At the beginning of the A Football Life film on Dwight Clark, producer Peter Frank hesitates in trying to ask him "a tough question."
Clark, suffering from ALS, cuts him off.
"Listen, there is no awkward question," said Clark in what would be his last interview. "Me and my buddies decided, just say it. I know what's happening. I know what's going on. We decided there is no awkward question. Go for it."
The exchange sets the tone for the rest of the film. Dwight Clark: A Football Life debuts Friday at 8 p.m. ET on NFL Network.
"That scene shows thematically what Dwight Clark is all about," said Keith Cossrow, vice-president, senior coordinating producer for NFL Films. "When he says that, you can see what kind of guy he is, what he's made of. You can see why he is so special and why he is someone people revered."
NFL Network has examined more than 100 football lives in this series, but it is hard to think of one more powerful, emotional -- and yes, uplifting at times -- than its entry on Clark. The film captures the essence of the popular San Francisco 49ers great as a man who lived an eventful life to its fullest and died with great courage and dignity at the age of 61 last June.
The original intent of this film actually wasn't for the A Football Life series. With Clark's health deteriorating, his close friend and former 49ers owner Eddie DeBartolo Jr. invited many of old his 49ers teammates to a reunion at his ranch at Montana last spring. DeBartolo asked Frank, who has done several NFL Films documentaries on the 49ers, to do a film on Clark to be shown at the event. Frank sat down with Clark for a 90-minute interview.
When Cossrow and his colleagues at NFL Films saw Frank's work, they decided "it needed to be shared with the rest of the world." This version includes some updates and additional interviews, including with his wife, Kelly Clark.
Let's make this clear: this A Football Life isn't about the death of Dwight Clark. "We didn't want to do a film about a guy fighting a losing battle with ALS," Cossrow said. "This film is about Dwight Clark's football life. We want to capture the entirety of a player's life on and off the field."
Indeed, Clark's is the unlikely story of how 49ers coach Bill Walsh discovered the little-used receiver while at Clemson and turned him into a key component of the great 49ers dynasty in the 1980s.

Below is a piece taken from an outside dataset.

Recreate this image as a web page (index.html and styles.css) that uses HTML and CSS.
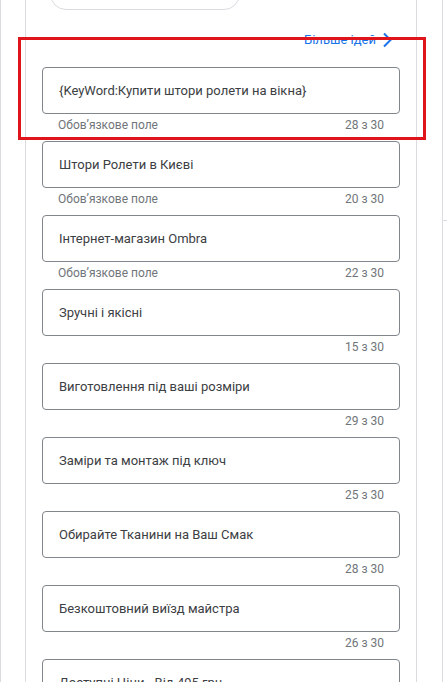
FILE: index.html
```html
<!DOCTYPE html>
<html lang="uk">

<head>
    <meta charset="UTF-8">
    <title>Заголовки</title>
    <link rel="stylesheet" href="styles.css">
</head>

<body>
    <div class="page">
        <div class="panel">
            <div class="chip"></div>

            <div class="more_row">
                <a class="more_link" href="#">Більше ідей</a>
                <svg class="chevron" width="11" height="16" viewBox="0 0 11 16">
                    <path d="M2 1.5l6.5 6.5-6.5 6.5" fill="none" stroke="#1a73e8" stroke-width="2" />
                </svg>
            </div>

            <div class="field">
                <div class="field_box">{KeyWord:Купити штори ролети на вікна}</div>
                <div class="field_help"><span>Обов’язкове поле</span><span>28 з 30</span></div>
            </div>
            <div class="field">
                <div class="field_box">Штори Ролети в Києві</div>
                <div class="field_help"><span>Обов’язкове поле</span><span>20 з 30</span></div>
            </div>
            <div class="field">
                <div class="field_box">Інтернет-магазин Ombra</div>
                <div class="field_help"><span>Обов’язкове поле</span><span>22 з 30</span></div>
            </div>
            <div class="field">
                <div class="field_box">Зручні і якісні</div>
                <div class="field_help"><span></span><span>15 з 30</span></div>
            </div>
            <div class="field">
                <div class="field_box">Виготовлення під ваші розміри</div>
                <div class="field_help"><span></span><span>29 з 30</span></div>
            </div>
            <div class="field">
                <div class="field_box">Заміри та монтаж під ключ</div>
                <div class="field_help"><span></span><span>25 з 30</span></div>
            </div>
            <div class="field">
                <div class="field_box">Обирайте Тканини на Ваш Смак</div>
                <div class="field_help"><span></span><span>28 з 30</span></div>
            </div>
            <div class="field">
                <div class="field_box">Безкоштовний виїзд майстра</div>
                <div class="field_help"><span></span><span>26 з 30</span></div>
            </div>
            <div class="field">
                <div class="field_box">Доступні Ціни - Від 495 грн</div>
                <div class="field_help"><span></span><span>27 з 30</span></div>
            </div>
        </div>

        <div class="side">
            <div class="side_top"></div>
        </div>
    </div>

    <!-- annotation frame drawn over the page -->
    <div class="highlight"></div>
</body>

</html>
```

FILE: styles.css
```css
* {
    box-sizing: border-box;
}

html,
body {
    height: 100%;
}

body {
    margin: 0;
    overflow: hidden;
    position: relative;
    background-color: #fff;
    font-family: Roboto, "Liberation Sans", Arial, sans-serif;
    border-left: 1px solid #dadce0;
}

.page {
    display: flex;
    align-items: flex-start;
    height: 100%;
}

.panel {
    margin-left: 24px;
    width: 392px;
    min-height: 100%;
    border-left: 1px solid #dadce0;
    border-right: 1px solid #dadce0;
    padding: 0 16px;
}

.chip {
    width: 190px;
    height: 40px;
    margin-top: -30px;
    margin-left: 8px;
    border: 1px solid #dadce0;
    border-radius: 16px;
}

.more_row {
    display: flex;
    justify-content: flex-end;
    align-items: center;
    gap: 6px;
    padding: 21px 7px 0 0;
    height: 39px;
    margin-bottom: 18px;
}

.more_link {
    color: #1a73e8;
    font-size: 13px;
    line-height: 18px;
    text-decoration: none;
}

.chevron {
    display: block;
    margin-top: -1px;
}

.field_box {
    height: 47px;
    border: 1px solid #80868b;
    border-radius: 4px;
    padding: 0 16px;
    display: flex;
    align-items: center;
    font-size: 13px;
    color: #3c4043;
    white-space: nowrap;
}

.field_help {
    height: 27px;
    padding: 3px 16px 0 16px;
    display: flex;
    justify-content: space-between;
    font-size: 12px;
    line-height: 16px;
    color: #70757a;
}

.side {
    margin-left: 25px;
    flex: 1;
    height: 100%;
    border-left: 1px solid #dadce0;
}

.side_top {
    height: 221px;
    border-bottom: 1px solid #dadce0;
}

.highlight {
    position: absolute;
    left: 17px;
    top: 37px;
    width: 408px;
    height: 103px;
    border: 3px solid #e0141b;
}
```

Naturally, everything revolves back to "The Catch" in the 1981 NFC Championship game. Clark's leaping, game-winning grab in San Francisco's win over Dallas is one of the great moments in NFL history.
The film shows how much it meant to Clark. There is a terrific montage of him telling the story of the catch at various times through the years, always with great zeal.

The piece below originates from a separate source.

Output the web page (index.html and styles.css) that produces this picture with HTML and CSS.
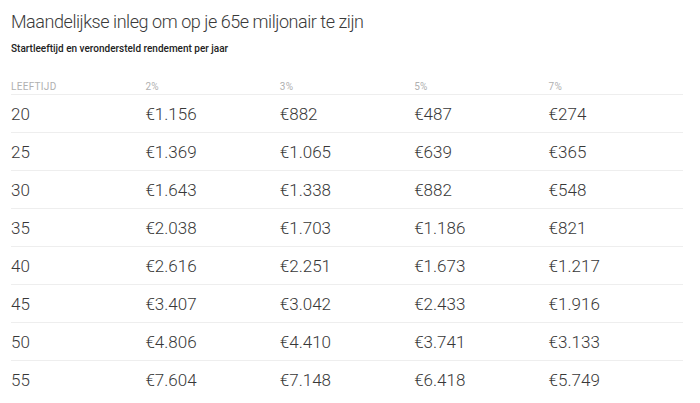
FILE: index.html
```html
<!DOCTYPE html>
<html lang="nl">
<head>
<meta charset="utf-8">
<link rel="stylesheet" href="styles.css">
</head>
<body>
<div class="page">
  <h1 class="title">Maandelijkse inleg om op je 65e miljonair te zijn</h1>
  <p class="subtitle">Startleeftijd en verondersteld rendement per jaar</p>
  <div class="table">
    <div class="row head"><span>LEEFTIJD</span><span>2%</span><span>3%</span><span>5%</span><span>7%</span></div>
    <div class="row"><span>20</span><span>€1.156</span><span>€882</span><span>€487</span><span>€274</span></div>
    <div class="row"><span>25</span><span>€1.369</span><span>€1.065</span><span>€639</span><span>€365</span></div>
    <div class="row"><span>30</span><span>€1.643</span><span>€1.338</span><span>€882</span><span>€548</span></div>
    <div class="row"><span>35</span><span>€2.038</span><span>€1.703</span><span>€1.186</span><span>€821</span></div>
    <div class="row"><span>40</span><span>€2.616</span><span>€2.251</span><span>€1.673</span><span>€1.217</span></div>
    <div class="row"><span>45</span><span>€3.407</span><span>€3.042</span><span>€2.433</span><span>€1.916</span></div>
    <div class="row"><span>50</span><span>€4.806</span><span>€4.410</span><span>€3.741</span><span>€3.133</span></div>
    <div class="row last"><span>55</span><span>€7.604</span><span>€7.148</span><span>€6.418</span><span>€5.749</span></div>
  </div>
</div>
</body>
</html>
```
FILE: styles.css
```css
html, body {
  margin: 0;
  padding: 0;
  background: #fff;
}
.page {
  padding: 10px 11px 0 11px;
  font-family: "Roboto", "Liberation Sans", sans-serif;
  color: #333;
}
.title {
  margin: 0;
  font-size: 18px;
  font-weight: 300;
  line-height: 24px;
  letter-spacing: -0.45px;
  color: #3a3a3a;
}
.subtitle {
  margin: 9px 0 0 0;
  font-size: 10px;
  line-height: 12px;
  font-weight: 500;
  color: #222;
}
.table {
  margin-top: 24px;
  width: 672px;
}
.row {
  display: grid;
  grid-template-columns: repeat(5, 1fr);
  height: 37px;
  align-items: center;
  border-bottom: 1px solid #eeeeee;
  font-size: 17px;
  font-weight: 300;
  color: #383838;
}
.row.head {
  height: 15px;
  font-size: 10px;
  font-weight: 400;
  letter-spacing: 0.3px;
  color: #b0b0b0;
}
.row.last {
  border-bottom: none;
}
```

"He understood what it meant to a lot of people," Cossrow. "When you create a moment of such significance to the point that people remember where they were, I do think there is a responsibility to recognize what it means and to embrace what comes with it. Dwight had the ability to put a smile on people's face [by telling the story]. I also think it saved him in some of his lowest moments."
By far, the most emotional scene is when his friends discuss the phone calls from Clark informing them he had ALS. Carmen Policy, Roger Craig, and Keena Turner break down in recalling that moment.
"We debated whether that scene should be put into the film," Cossrow said. "We didn't want to do something that was maudlin. Yet we wanted to get a sense of how much Dwight meant to all of those guys. Understanding the depth of those emotions gives us a greater understanding of that team and Dwight. It became clear to us it was appropriate to be in there."
There are other moving scenes in which Clark talks about coming to terms with ALS. He discusses how the progress of the disease was starting to rob him of the use of his hands, noting how they were the same hands that made him so great as a receiver.
Yet through it all, Clark stressed he was thankful for having "a great life."
"[It would] be hard to say I've had a bad life even though I got a bad break now," Clark said in the film.
Cossrow believes that side of Clark comes through in the film. While the recent memory of how he died is painful, viewers will take away the lasting image of Clark as a vibrant, compelling player and personality on one of the NFL's greatest teams.
"This film is about what made him special, legendary," Cossrow said. "We view it as our opportunity to celebrate his life."